Pelvimetry is a useful culling tool to aid in the management of dystocia. Pelvic measurements can be obtained with a Rice Pelvimeter (Lane Manufacturing, Denver, CO), the Krautman-Litton Bovine Pelvic Meter (Jorgensen Laboratories, Inc. Loveland, CO), or the Equibov Bovine Pelvimeter (Ontario, Canada). The Rice pelvimeter is the preferred instrument to obtain pelvic measurements in cattle due to its ease of use, good repeatability, ability to read to at least 20 cm, and low cost compared to other pelvimeters. Pelvic area measured by the Rice pelvimeter is accurate and repeatable between and within veterinarians.
It is important that the person doing the measuring have a thorough understanding of the birth canal, pelvic structure, and reproductive tract. Practice and experience are necessary before accurate measurements can be obtained. The vertical measurement is the vertical diameter between the symphysis pubis on the floor of the pelvis and the sacral vertebrae. The horizontal measurement is obtained by determining the horizontal diameter at its widest point between the left and right ileal shafts. These measurements are read in centimeters and multiplied together to obtain the total pelvic area in square centimeters. (BIF)

Ultrasound

The AWA Board of Directors has approved guidelines for the standardized collection of ultrasound data on Wagyu cattle. These guidelines should be adhered to when collecting ultrasound data on yearling seedstock. AWA ultrasound guidelines specify the use of ultrasound technicians fulfilling the certification requirements of the Ultrasound Guidelines Council (UGC).
Ultrasound data should be collected on all calves in the yearling contemporary group and cattle should be between 320–410 days of age. All cattle must also have a weaning and yearling weight taken at appropriate times and reported to AWA, furthermore a weight should be taken at the time of ultrasound data collection (this weight will work as the yearling weight). Calves should be reported to the AWA prior to scanning so that ultrasound reporting forms (Barnsheets) are available for the scanning technician prior to scanning.

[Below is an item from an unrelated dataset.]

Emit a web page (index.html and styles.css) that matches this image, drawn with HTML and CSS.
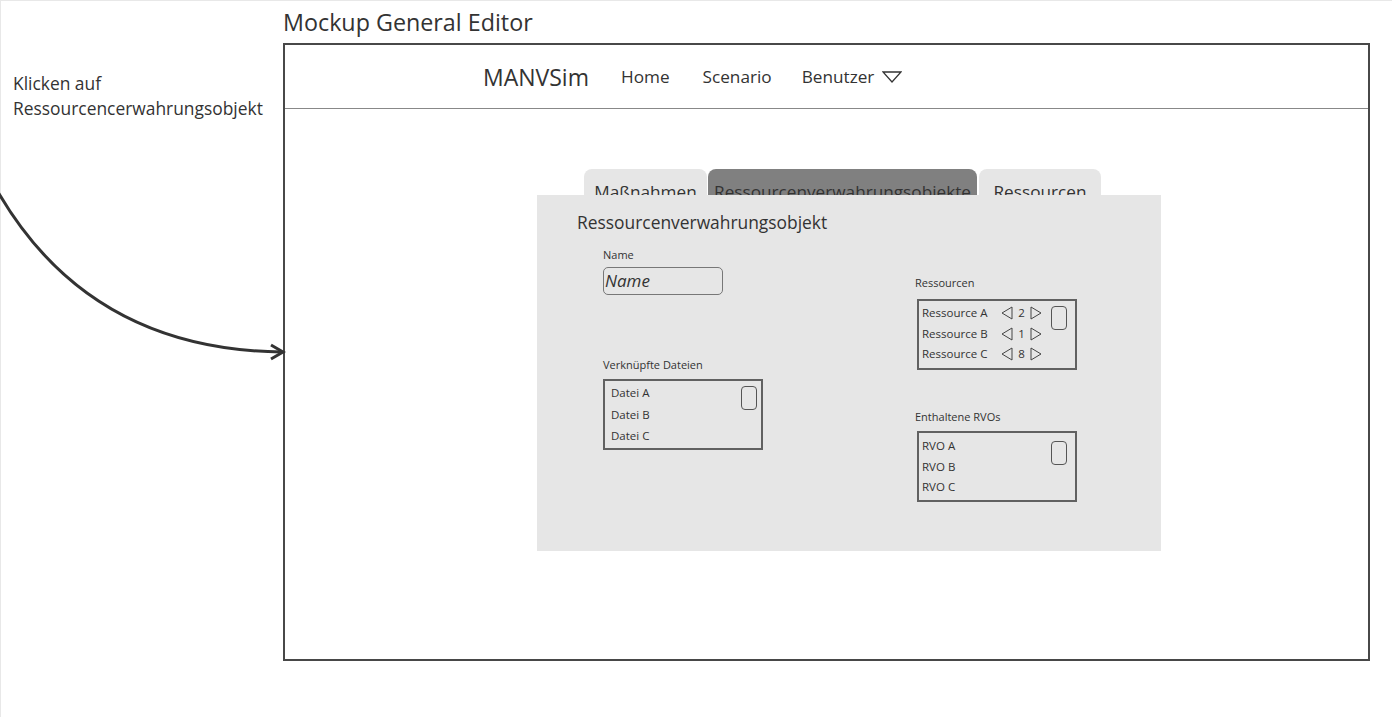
FILE: index.html
```html
<!DOCTYPE html>
<html lang="de">
<head>
<meta charset="utf-8">
<title>Mockup General Editor</title>
<link rel="stylesheet" href="styles.css">
</head>
<body>
<div class="canvas">
  <svg class="connector" viewBox="0 0 300 380" width="300" height="380" aria-hidden="true">
    <path d="M -2 192 Q 90 350 282 352" fill="none" stroke="#333" stroke-width="3"/>
    <path d="M 271 345 L 283 352 L 271 359" fill="none" stroke="#333" stroke-width="3" stroke-linejoin="miter"/>
  </svg>
  <aside class="note">Klicken auf<br>Ressourcencerwahrungsobjekt</aside>
  <section class="mockup">
    <h1 class="mockup-title">Mockup General Editor</h1>
    <div class="frame">
      <header class="topbar">
        <span class="brand">MANVSim</span>
        <nav class="nav">
          <span class="nav-link">Home</span>
          <span class="nav-link">Scenario</span>
          <span class="nav-link nav-drop">Benutzer
            <svg class="drop-icon" viewBox="0 0 20 12" width="20" height="12" aria-hidden="true"><polygon points="1,1 19,1 10,11" fill="none" stroke="#333" stroke-width="1.3" stroke-linejoin="miter"/></svg>
          </span>
        </nav>
      </header>
      <main class="stage">
        <div class="editor">
          <div class="tabs">
            <div class="tab tab-first">Maßnahmen</div>
            <div class="tab tab-active">Ressourcenverwahrungsobjekte</div>
            <div class="tab tab-last">Ressourcen</div>
          </div>
          <div class="panel">
            <h2 class="panel-title">Ressourcenverwahrungsobjekt</h2>
            <div class="fields">
              <div class="col col-left">
                <p class="label label-name">Name</p>
                <div class="input">Name</div>
                <p class="label label-files">Verknüpfte Dateien</p>
                <div class="listbox listbox-files">
                  <ul class="items">
                    <li>Datei A</li>
                    <li>Datei B</li>
                    <li>Datei C</li>
                  </ul>
                  <span class="thumb"></span>
                </div>
              </div>
              <div class="col col-right">
                <p class="label label-res">Ressourcen</p>
                <div class="listbox listbox-res">
                  <ul class="items">
                    <li class="res-row"><span class="res-name">Ressource A</span><svg class="tri" viewBox="0 0 12 14" width="12" height="14"><polygon points="11,1 11,13 1,7" fill="none" stroke="#444" stroke-width="1"/></svg><span class="num">2</span><svg class="tri" viewBox="0 0 12 14" width="12" height="14"><polygon points="1,1 1,13 11,7" fill="none" stroke="#444" stroke-width="1"/></svg></li>
                    <li class="res-row"><span class="res-name">Ressource B</span><svg class="tri" viewBox="0 0 12 14" width="12" height="14"><polygon points="11,1 11,13 1,7" fill="none" stroke="#444" stroke-width="1"/></svg><span class="num">1</span><svg class="tri" viewBox="0 0 12 14" width="12" height="14"><polygon points="1,1 1,13 11,7" fill="none" stroke="#444" stroke-width="1"/></svg></li>
                    <li class="res-row"><span class="res-name">Ressource C</span><svg class="tri" viewBox="0 0 12 14" width="12" height="14"><polygon points="11,1 11,13 1,7" fill="none" stroke="#444" stroke-width="1"/></svg><span class="num">8</span><svg class="tri" viewBox="0 0 12 14" width="12" height="14"><polygon points="1,1 1,13 11,7" fill="none" stroke="#444" stroke-width="1"/></svg></li>
                  </ul>
                  <span class="thumb"></span>
                </div>
                <p class="label label-rvo">Enthaltene RVOs</p>
                <div class="listbox listbox-rvo">
                  <ul class="items">
                    <li>RVO A</li>
                    <li>RVO B</li>
                    <li>RVO C</li>
                  </ul>
                  <span class="thumb"></span>
                </div>
              </div>
            </div>
          </div>
        </div>
      </main>
    </div>
  </section>
</div>
</body>
</html>
```
FILE: styles.css
```css
* { box-sizing: border-box; }

body {
  margin: 0;
  background: #fff;
  font-family: "Open Sans", "Noto Sans", sans-serif;
  color: #333;
}

.canvas {
  position: relative;
  display: flex;
  width: 1392px;
  height: 717px;
  overflow: hidden;
  box-shadow: inset 1px 1px 0 #e8e8e8;
}

.connector {
  position: absolute;
  left: 0;
  top: 0;
  pointer-events: none;
}

.note {
  flex: none;
  width: 283px;
  padding: 71px 0 0 13px;
  font-size: 17.4px;
  line-height: 25px;
}

.mockup {
  flex: none;
  width: 1087px;
}

.mockup-title {
  margin: 0;
  height: 43px;
  padding-top: 7px;
  font-size: 23.3px;
  line-height: 30px;
  font-weight: 400;
}

.frame {
  height: 618px;
  border: 2px solid #484848;
  display: flex;
  flex-direction: column;
}

.topbar {
  flex: none;
  height: 64px;
  border-bottom: 1px solid #888;
  display: flex;
  align-items: center;
  padding-left: 198px;
}

.brand {
  font-size: 23px;
  line-height: 30px;
  margin-right: 32px;
}

.nav {
  display: flex;
  align-items: center;
}

.nav-link {
  font-size: 17.2px;
  line-height: 23px;
}

.nav-link + .nav-link { margin-left: 33px; }
.nav-drop { margin-left: 30px !important; }

.nav-drop {
  display: flex;
  align-items: center;
  gap: 8px;
}

.drop-icon { display: block; }

.stage {
  flex: 1;
  padding: 60px 0 0 252px;
}

.editor {
  width: 624px;
}

.tabs {
  display: flex;
  height: 26px;
  margin-left: 47px;
}

.tab {
  height: 26px;
  overflow: hidden;
  white-space: nowrap;
  text-align: center;
  background: #e6e6e6;
  border-radius: 8px 8px 0 0;
  font-size: 17.2px;
  line-height: 23px;
  padding-top: 11px;
  color: #333;
}

.tab-first { width: 123px; margin-right: 1px; }
.tab-active { width: 269px; margin-right: 2px; background: #808080; display: flex; justify-content: center; }
.tab-last { width: 122px; }

.panel {
  height: 356px;
  background: #e6e6e6;
  padding: 16px 0 0 40px;
}

.panel-title {
  margin: 0;
  font-size: 17.4px;
  line-height: 23px;
  font-weight: 400;
}

.fields {
  display: grid;
  grid-template-columns: 312px 164px;
  margin-left: 26px;
}

.col {
  display: flex;
  flex-direction: column;
  align-items: flex-start;
}

.label {
  margin: 0;
  font-size: 11px;
  line-height: 15px;
  color: #333;
}

.label-name { margin-top: 13px; margin-bottom: 5px; }
.label-files { margin-top: 62px; margin-bottom: 7px; }
.label-res { margin-top: 41px; margin-bottom: 9px; }
.label-rvo { margin-top: 39px; margin-bottom: 7px; }

.input {
  width: 120px;
  height: 28px;
  border: 1px solid #777;
  border-radius: 5px;
  padding-left: 1px;
  font-size: 17px;
  line-height: 26px;
  font-style: italic;
  color: #333;
}

.listbox {
  display: flex;
  justify-content: space-between;
  align-items: flex-start;
  width: 160px;
  height: 71px;
  border: 2px solid #616161;
}

.listbox-res, .listbox-rvo { margin-left: 2px; }

.items {
  list-style: none;
  margin: 0;
  padding: 0;
  font-size: 11.5px;
  color: #333;
}

.listbox-files .items { padding: 1px 0 0 6px; line-height: 21.5px; }
.listbox-res .items { padding: 2px 0 0 3px; line-height: 20.5px; }
.listbox-rvo .items { padding: 3px 0 0 3px; line-height: 20.5px; }

.thumb {
  width: 16px;
  height: 24px;
  border: 1.5px solid #555;
  border-radius: 4px;
}

.listbox-files .thumb { margin: 5px 4px 0 0; }
.listbox-res .thumb { margin: 5px 8px 0 0; }
.listbox-rvo .thumb { margin: 8px 8px 0 0; }

.res-row {
  display: flex;
  align-items: center;
  height: 20.5px;
}

.res-name { width: 79px; }

.tri { display: block; flex: none; }

.num {
  width: 17px;
  text-align: center;
}
```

When collecting ultrasound data it is very important that proper procedures are followed. It is the responsibility of the breeder to supply a squeeze chute with side panel doors to properly restrain cattle and provide access to the region of scanning. Technicians have several thousand dollars invested in equipment that must be protected and the quality of the images will be improved as well if cattle are properly restrained. Cattle must also be dry and clean in the regions to be scanned and out of direct sunlight to allow for seeing the images on the monitor. It is also necessary in most cases that cattle are clipped in the scanning region with no more than 1/2 inch of hair. By following these guidelines and by working with the technician you can improve the quality of ultrasound data that will be collected. If you have any questions about preparing cattle for scanning you should visit with the technician ahead of time or call the AWA office.
It is the responsibility of each producer to contact technicians to make arrangements to scan their cattle. If you are planning to collect ultrasound measurements on your cattle you should contact the AWA office well in advance for a copy of the ultrasound reporting forms (Barnsheet). For a list of qualified technicians contact the AWA office or the UGC office at ultrasoundbeef.com.